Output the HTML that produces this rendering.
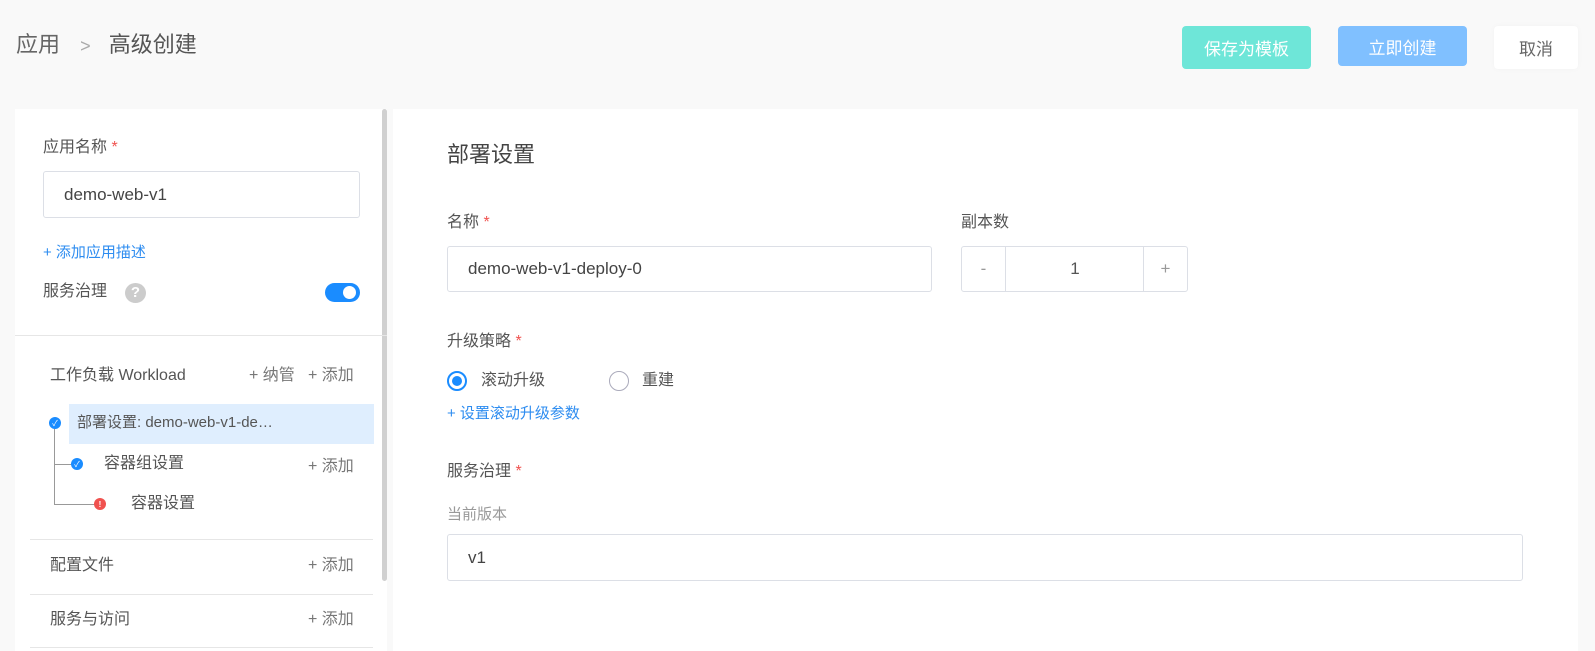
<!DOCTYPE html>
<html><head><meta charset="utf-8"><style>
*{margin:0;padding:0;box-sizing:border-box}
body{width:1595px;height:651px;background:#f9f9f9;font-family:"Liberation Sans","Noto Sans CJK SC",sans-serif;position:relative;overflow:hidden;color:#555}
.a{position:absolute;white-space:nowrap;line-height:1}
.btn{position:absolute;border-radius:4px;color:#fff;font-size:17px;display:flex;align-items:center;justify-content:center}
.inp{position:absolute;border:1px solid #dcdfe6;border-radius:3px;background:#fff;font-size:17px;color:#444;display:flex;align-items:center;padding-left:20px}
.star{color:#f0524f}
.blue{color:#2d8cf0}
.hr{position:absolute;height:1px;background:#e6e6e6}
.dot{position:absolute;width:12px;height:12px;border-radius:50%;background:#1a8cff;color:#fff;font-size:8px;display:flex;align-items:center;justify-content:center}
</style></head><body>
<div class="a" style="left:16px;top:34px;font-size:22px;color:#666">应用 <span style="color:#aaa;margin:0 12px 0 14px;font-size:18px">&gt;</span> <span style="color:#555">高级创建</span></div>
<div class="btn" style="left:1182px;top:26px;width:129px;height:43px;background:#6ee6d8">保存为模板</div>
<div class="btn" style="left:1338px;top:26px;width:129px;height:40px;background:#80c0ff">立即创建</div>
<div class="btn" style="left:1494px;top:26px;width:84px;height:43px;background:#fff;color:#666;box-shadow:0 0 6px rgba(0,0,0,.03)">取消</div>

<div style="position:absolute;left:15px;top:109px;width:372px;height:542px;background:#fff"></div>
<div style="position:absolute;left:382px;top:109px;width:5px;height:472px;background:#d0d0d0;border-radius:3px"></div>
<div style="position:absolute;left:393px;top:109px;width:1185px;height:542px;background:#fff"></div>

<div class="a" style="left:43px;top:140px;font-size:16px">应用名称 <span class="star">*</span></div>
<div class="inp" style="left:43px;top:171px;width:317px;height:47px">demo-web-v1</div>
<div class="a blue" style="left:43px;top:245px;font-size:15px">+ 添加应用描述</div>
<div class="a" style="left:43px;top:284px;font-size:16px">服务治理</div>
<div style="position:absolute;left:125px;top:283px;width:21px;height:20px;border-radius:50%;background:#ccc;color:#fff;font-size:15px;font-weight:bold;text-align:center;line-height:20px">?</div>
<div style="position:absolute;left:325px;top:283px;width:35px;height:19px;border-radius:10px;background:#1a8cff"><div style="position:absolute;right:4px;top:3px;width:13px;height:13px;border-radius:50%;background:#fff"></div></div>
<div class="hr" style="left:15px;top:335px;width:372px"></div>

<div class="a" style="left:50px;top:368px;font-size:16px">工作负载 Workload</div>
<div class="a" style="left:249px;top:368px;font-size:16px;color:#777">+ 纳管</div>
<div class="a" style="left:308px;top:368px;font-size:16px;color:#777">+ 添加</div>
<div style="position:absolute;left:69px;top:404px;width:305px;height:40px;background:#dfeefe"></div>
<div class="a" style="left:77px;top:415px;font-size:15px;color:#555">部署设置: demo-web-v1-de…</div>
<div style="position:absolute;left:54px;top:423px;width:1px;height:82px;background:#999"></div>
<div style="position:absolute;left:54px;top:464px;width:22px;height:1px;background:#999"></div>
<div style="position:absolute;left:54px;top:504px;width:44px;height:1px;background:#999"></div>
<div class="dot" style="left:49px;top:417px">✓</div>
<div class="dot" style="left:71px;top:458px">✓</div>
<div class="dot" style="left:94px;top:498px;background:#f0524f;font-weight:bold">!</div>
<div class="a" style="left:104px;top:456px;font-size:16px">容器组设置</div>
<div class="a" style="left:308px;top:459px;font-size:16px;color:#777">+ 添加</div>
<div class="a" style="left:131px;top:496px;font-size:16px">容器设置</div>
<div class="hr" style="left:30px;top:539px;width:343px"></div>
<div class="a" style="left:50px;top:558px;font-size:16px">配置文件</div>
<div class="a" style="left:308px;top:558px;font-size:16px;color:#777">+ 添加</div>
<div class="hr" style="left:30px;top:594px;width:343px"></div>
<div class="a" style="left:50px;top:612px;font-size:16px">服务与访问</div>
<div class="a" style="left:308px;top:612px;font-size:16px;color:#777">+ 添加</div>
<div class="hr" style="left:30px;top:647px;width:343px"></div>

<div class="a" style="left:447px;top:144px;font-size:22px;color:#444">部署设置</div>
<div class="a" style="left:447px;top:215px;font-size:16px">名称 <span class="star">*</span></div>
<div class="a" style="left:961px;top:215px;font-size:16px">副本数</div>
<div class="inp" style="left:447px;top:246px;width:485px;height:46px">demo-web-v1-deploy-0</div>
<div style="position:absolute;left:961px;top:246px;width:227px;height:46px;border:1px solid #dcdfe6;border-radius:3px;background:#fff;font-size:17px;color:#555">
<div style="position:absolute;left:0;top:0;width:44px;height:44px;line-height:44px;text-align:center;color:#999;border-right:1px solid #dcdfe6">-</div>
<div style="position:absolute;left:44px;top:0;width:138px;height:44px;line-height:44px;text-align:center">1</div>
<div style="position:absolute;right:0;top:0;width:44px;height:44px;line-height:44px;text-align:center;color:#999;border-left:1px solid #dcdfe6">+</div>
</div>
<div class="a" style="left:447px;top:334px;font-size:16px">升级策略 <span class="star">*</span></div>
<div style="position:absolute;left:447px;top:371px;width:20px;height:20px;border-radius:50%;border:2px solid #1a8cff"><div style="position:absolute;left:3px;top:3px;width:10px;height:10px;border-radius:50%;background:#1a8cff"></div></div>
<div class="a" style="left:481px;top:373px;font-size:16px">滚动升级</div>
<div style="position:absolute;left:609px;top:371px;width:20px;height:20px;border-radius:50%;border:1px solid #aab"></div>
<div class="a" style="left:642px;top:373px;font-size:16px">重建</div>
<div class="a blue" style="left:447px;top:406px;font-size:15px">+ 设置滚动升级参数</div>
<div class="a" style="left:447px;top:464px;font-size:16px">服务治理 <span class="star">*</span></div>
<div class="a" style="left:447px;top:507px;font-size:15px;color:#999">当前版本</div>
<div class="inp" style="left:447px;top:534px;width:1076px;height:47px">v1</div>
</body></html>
________________
(Aim of the task): All of the data above should be transcribed verbatim, with pictures omitted.

(Task answer):
Output the HTML that produces this rendering.
<!DOCTYPE html>
<html><head><meta charset="utf-8"><style>
*{margin:0;padding:0;box-sizing:border-box}
body{width:1595px;height:651px;background:#f9f9f9;font-family:"Liberation Sans","Noto Sans CJK SC",sans-serif;position:relative;overflow:hidden;color:#555}
.a{position:absolute;white-space:nowrap;line-height:1}
.btn{position:absolute;border-radius:4px;color:#fff;font-size:17px;display:flex;align-items:center;justify-content:center}
.inp{position:absolute;border:1px solid #dcdfe6;border-radius:3px;background:#fff;font-size:17px;color:#444;display:flex;align-items:center;padding-left:20px}
.star{color:#f0524f}
.blue{color:#2d8cf0}
.hr{position:absolute;height:1px;background:#e6e6e6}
.dot{position:absolute;width:12px;height:12px;border-radius:50%;background:#1a8cff;color:#fff;font-size:8px;display:flex;align-items:center;justify-content:center}
</style></head><body>
<div class="a" style="left:16px;top:34px;font-size:22px;color:#666">应用 <span style="color:#aaa;margin:0 12px 0 14px;font-size:18px">&gt;</span> <span style="color:#555">高级创建</span></div>
<div class="btn" style="left:1182px;top:26px;width:129px;height:43px;background:#6ee6d8">保存为模板</div>
<div class="btn" style="left:1338px;top:26px;width:129px;height:40px;background:#80c0ff">立即创建</div>
<div class="btn" style="left:1494px;top:26px;width:84px;height:43px;background:#fff;color:#666;box-shadow:0 0 6px rgba(0,0,0,.03)">取消</div>

<div style="position:absolute;left:15px;top:109px;width:372px;height:542px;background:#fff"></div>
<div style="position:absolute;left:382px;top:109px;width:5px;height:472px;background:#d0d0d0;border-radius:3px"></div>
<div style="position:absolute;left:393px;top:109px;width:1185px;height:542px;background:#fff"></div>

<div class="a" style="left:43px;top:140px;font-size:16px">应用名称 <span class="star">*</span></div>
<div class="inp" style="left:43px;top:171px;width:317px;height:47px">demo-web-v1</div>
<div class="a blue" style="left:43px;top:245px;font-size:15px">+ 添加应用描述</div>
<div class="a" style="left:43px;top:284px;font-size:16px">服务治理</div>
<div style="position:absolute;left:125px;top:283px;width:21px;height:20px;border-radius:50%;background:#ccc;color:#fff;font-size:15px;font-weight:bold;text-align:center;line-height:20px">?</div>
<div style="position:absolute;left:325px;top:283px;width:35px;height:19px;border-radius:10px;background:#1a8cff"><div style="position:absolute;right:4px;top:3px;width:13px;height:13px;border-radius:50%;background:#fff"></div></div>
<div class="hr" style="left:15px;top:335px;width:372px"></div>

<div class="a" style="left:50px;top:368px;font-size:16px">工作负载 Workload</div>
<div class="a" style="left:249px;top:368px;font-size:16px;color:#777">+ 纳管</div>
<div class="a" style="left:308px;top:368px;font-size:16px;color:#777">+ 添加</div>
<div style="position:absolute;left:69px;top:404px;width:305px;height:40px;background:#dfeefe"></div>
<div class="a" style="left:77px;top:415px;font-size:15px;color:#555">部署设置: demo-web-v1-de…</div>
<div style="position:absolute;left:54px;top:423px;width:1px;height:82px;background:#999"></div>
<div style="position:absolute;left:54px;top:464px;width:22px;height:1px;background:#999"></div>
<div style="position:absolute;left:54px;top:504px;width:44px;height:1px;background:#999"></div>
<div class="dot" style="left:49px;top:417px">✓</div>
<div class="dot" style="left:71px;top:458px">✓</div>
<div class="dot" style="left:94px;top:498px;background:#f0524f;font-weight:bold">!</div>
<div class="a" style="left:104px;top:456px;font-size:16px">容器组设置</div>
<div class="a" style="left:308px;top:459px;font-size:16px;color:#777">+ 添加</div>
<div class="a" style="left:131px;top:496px;font-size:16px">容器设置</div>
<div class="hr" style="left:30px;top:539px;width:343px"></div>
<div class="a" style="left:50px;top:558px;font-size:16px">配置文件</div>
<div class="a" style="left:308px;top:558px;font-size:16px;color:#777">+ 添加</div>
<div class="hr" style="left:30px;top:594px;width:343px"></div>
<div class="a" style="left:50px;top:612px;font-size:16px">服务与访问</div>
<div class="a" style="left:308px;top:612px;font-size:16px;color:#777">+ 添加</div>
<div class="hr" style="left:30px;top:647px;width:343px"></div>

<div class="a" style="left:447px;top:144px;font-size:22px;color:#444">部署设置</div>
<div class="a" style="left:447px;top:215px;font-size:16px">名称 <span class="star">*</span></div>
<div class="a" style="left:961px;top:215px;font-size:16px">副本数</div>
<div class="inp" style="left:447px;top:246px;width:485px;height:46px">demo-web-v1-deploy-0</div>
<div style="position:absolute;left:961px;top:246px;width:227px;height:46px;border:1px solid #dcdfe6;border-radius:3px;background:#fff;font-size:17px;color:#555">
<div style="position:absolute;left:0;top:0;width:44px;height:44px;line-height:44px;text-align:center;color:#999;border-right:1px solid #dcdfe6">-</div>
<div style="position:absolute;left:44px;top:0;width:138px;height:44px;line-height:44px;text-align:center">1</div>
<div style="position:absolute;right:0;top:0;width:44px;height:44px;line-height:44px;text-align:center;color:#999;border-left:1px solid #dcdfe6">+</div>
</div>
<div class="a" style="left:447px;top:334px;font-size:16px">升级策略 <span class="star">*</span></div>
<div style="position:absolute;left:447px;top:371px;width:20px;height:20px;border-radius:50%;border:2px solid #1a8cff"><div style="position:absolute;left:3px;top:3px;width:10px;height:10px;border-radius:50%;background:#1a8cff"></div></div>
<div class="a" style="left:481px;top:373px;font-size:16px">滚动升级</div>
<div style="position:absolute;left:609px;top:371px;width:20px;height:20px;border-radius:50%;border:1px solid #aab"></div>
<div class="a" style="left:642px;top:373px;font-size:16px">重建</div>
<div class="a blue" style="left:447px;top:406px;font-size:15px">+ 设置滚动升级参数</div>
<div class="a" style="left:447px;top:464px;font-size:16px">服务治理 <span class="star">*</span></div>
<div class="a" style="left:447px;top:507px;font-size:15px;color:#999">当前版本</div>
<div class="inp" style="left:447px;top:534px;width:1076px;height:47px">v1</div>
</body></html>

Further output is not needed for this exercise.